The country’s government last month started charging trucks over 12 tonnes a fee for every kilometre they drive on Russia’s roads.

As the Moscow Times reports, the new system uses satellite tracking to monitor trucks. Revenue from the charges is put directly back into maintaining the road network.

The charge was initially set at 3.73 roubles ($A0.07) but was lowered to 1.55 roubles ($A0.03) after protests from the industry, the Moscow Times says. The fee is due to rise in March next year to 3.06 roubles ($A0.06).

The industry fought against the introduction of the charge, including blocking traffic and staging go-slow protests, Vice News reports.

The IT infrastructure governing the system has suffered setbacks since launching, the Moscow Times says. It crashed right after launching and then fell prey to hackers.

Australia has been debating whether to introduce mass-distance-location (MDL) charging for heavy vehicles to bill individual trucks based on the weight they carry, the roads they travel and the distance they cover.

Earlier this year, South Australia premier Jay Weatherill called for the new charging model to be introduced and offered to trial it in his state.
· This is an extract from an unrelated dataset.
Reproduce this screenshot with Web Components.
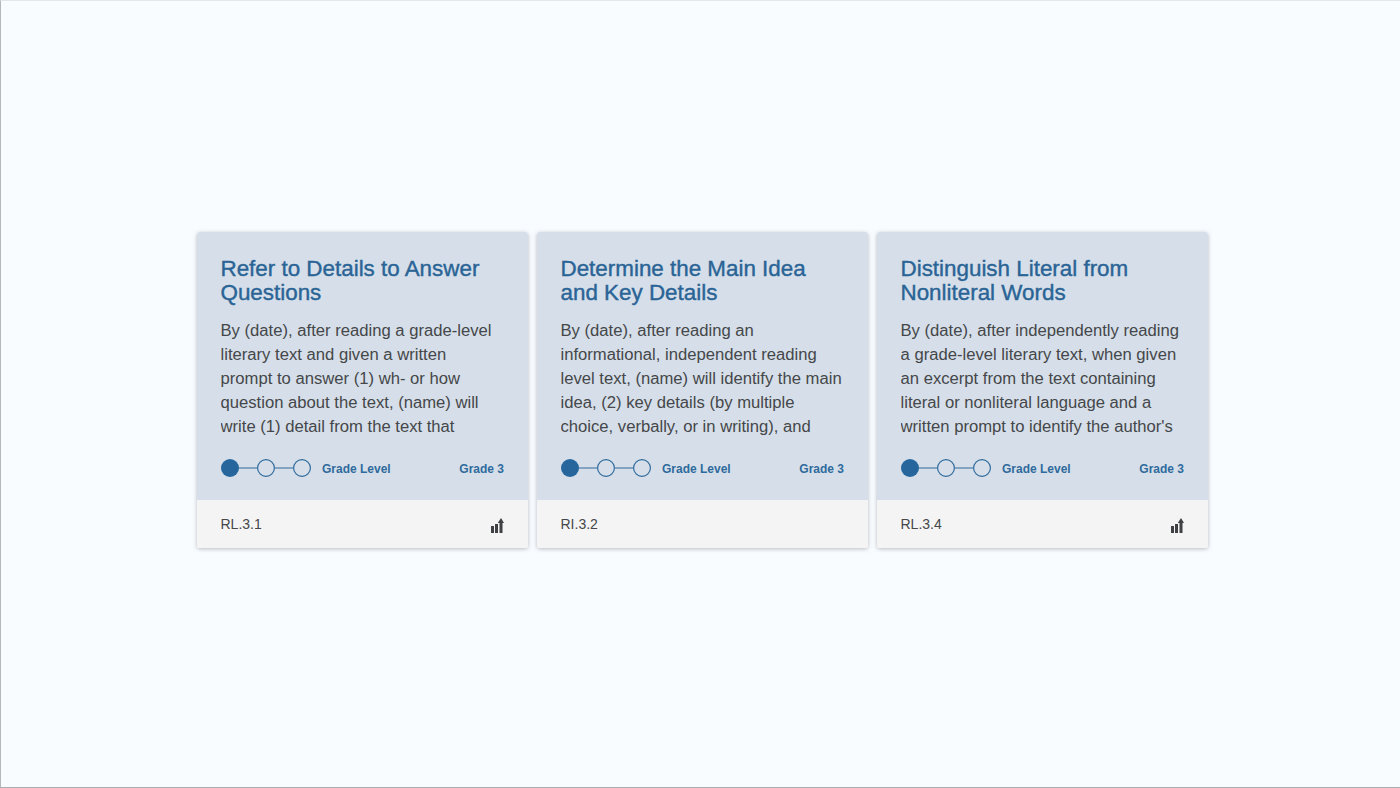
<!DOCTYPE html>
<html>
<head>
<meta charset="utf-8">
<title>Goals</title>
<style>
  html, body { margin: 0; height: 100%; }
  body { background: #f9fcff; font-family: "Liberation Sans", Arial, sans-serif; }
</style>
</head>
<body>
<goal-page>
  <goal-card code="RL.3.1" heading="Refer to Details to Answer Questions">By (date), after reading a grade-level literary text and given a written prompt to answer (1) wh- or how question about the text, (name) will write (1) detail from the text that supports the answer correctly</goal-card>
  <goal-card code="RI.3.2" heading="Determine the Main Idea and Key Details" noicon>By (date), after reading an informational, independent reading level text, (name) will identify the main idea, (2) key details (by multiple choice, verbally, or in writing), and explain how they support it</goal-card>
  <goal-card code="RL.3.4" heading="Distinguish Literal from Nonliteral Words">By (date), after independently reading a grade-level literary text, when given an excerpt from the text containing literal or nonliteral language and a written prompt to identify the author's meaning of the words</goal-card>
</goal-page>

<script>
const GOAL_PAGE_TEMPLATE = `
<style>
  :host { display: block; box-sizing: border-box; height: 788px; padding: 232px 191px 0 197px;
          border-left: 1px solid #b4b8bc; border-bottom: 1px solid #a9acb0; border-top: 1px solid #e4e6e8; margin: 0; }
  .row { display: flex; gap: 9px; margin-left: -1px; margin-top: -1px; }
</style>
<div class="row"><slot></slot></div>
`;

const GOAL_CARD_TEMPLATE = `
<style>
  :host { display: block; width: 331px; flex: none; border-radius: 3px; overflow: hidden;
          box-shadow: 0 1px 4px rgba(60, 70, 80, .35); }
  .top { background: #d6dfe9; height: 268px; box-sizing: border-box; padding: 25px 24px 0 23.5px; }
  h2 { margin: 0; font-size: 22.4px; line-height: 24px; font-weight: 400; color: #2a6496;
       -webkit-text-stroke: .4px #2a6496; }
  .text { margin-top: 14px; width: 281.7px; height: 120px; overflow: hidden; font-size: 16.65px; line-height: 24px; color: #45474a; }
  .level { display: flex; align-items: center; margin-top: 17px; height: 24px;
           font-size: 12px; font-weight: 700; color: #2f6a9c; }
  .level svg { flex: none; margin-left: .5px; margin-right: 11px; }
  .level span { position: relative; top: 1px; }
  .level .grade { margin-left: auto; }
  .foot { display: flex; align-items: center; justify-content: space-between; height: 47px; margin-top: 1px;
          padding: 0 24px 0 23.5px; background: #f4f4f4; font-size: 14px; color: #45474a; }
  .foot .code { position: relative; top: -1px; }
  .foot svg { display: block; margin-top: 1px; }
  .top-wrap { background: #f4f4f4; }
</style>
<div class="top-wrap">
  <div class="top">
    <h2 class="heading"></h2>
    <div class="text"><slot></slot></div>
    <div class="level">
      <svg width="90" height="20" viewBox="0 0 90 20">
        <circle cx="9" cy="10" r="9" fill="#26669c"/>
        <path d="M18 10h18M54 10h18" stroke="#2f6a9c" stroke-width="1.2" fill="none"/>
        <circle cx="45" cy="10" r="8.4" fill="none" stroke="#2f6a9c" stroke-width="1.2"/>
        <circle cx="81" cy="10" r="8.4" fill="none" stroke="#2f6a9c" stroke-width="1.2"/>
      </svg>
      <span>Grade Level</span>
      <span class="grade">Grade 3</span>
    </div>
  </div>
  <div class="foot">
    <span class="code"></span>
    <svg class="icon" width="13" height="15" viewBox="0 0 13 15">
      <path d="M0 8h3v7H0zM4 6h3v9H4zM8.500 5H6.800L10 0l3 5h-1.500v10h-3z" fill="#3f4144"/>
    </svg>
  </div>
</div>
`;

class GoalPage extends HTMLElement {
  constructor() {
    super();
    this.attachShadow({ mode: "open" }).innerHTML = GOAL_PAGE_TEMPLATE;
  }
}

class GoalCard extends HTMLElement {
  constructor() {
    super();
    this.attachShadow({ mode: "open" }).innerHTML = GOAL_CARD_TEMPLATE;
  }
  connectedCallback() {
    this.shadowRoot.querySelector(".heading").textContent = this.getAttribute("heading");
    this.shadowRoot.querySelector(".code").textContent = this.getAttribute("code");
    if (this.hasAttribute("noicon")) this.shadowRoot.querySelector(".icon").style.visibility = "hidden";
  }
}

customElements.define("goal-page", GoalPage);
customElements.define("goal-card", GoalCard);
</script>
</body>
</html>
He says MDL charging will replace the current system of fuel excise and registration fees, adding that it will also reflect a vehicle’s true impact on the road network.

A group set up to investigate the worth of MDL recommended governments move ahead with it, while a review of Australia’s competition laws also supported a similar model that included congestion charging.

However, Australia’s trucking industry prefers fuel-based charging.

Road Freight New South Wales says fuel charging will be simple to implement and manage and will ensure trucks covering the longest distances pay more than companies travelling fewer kilometres.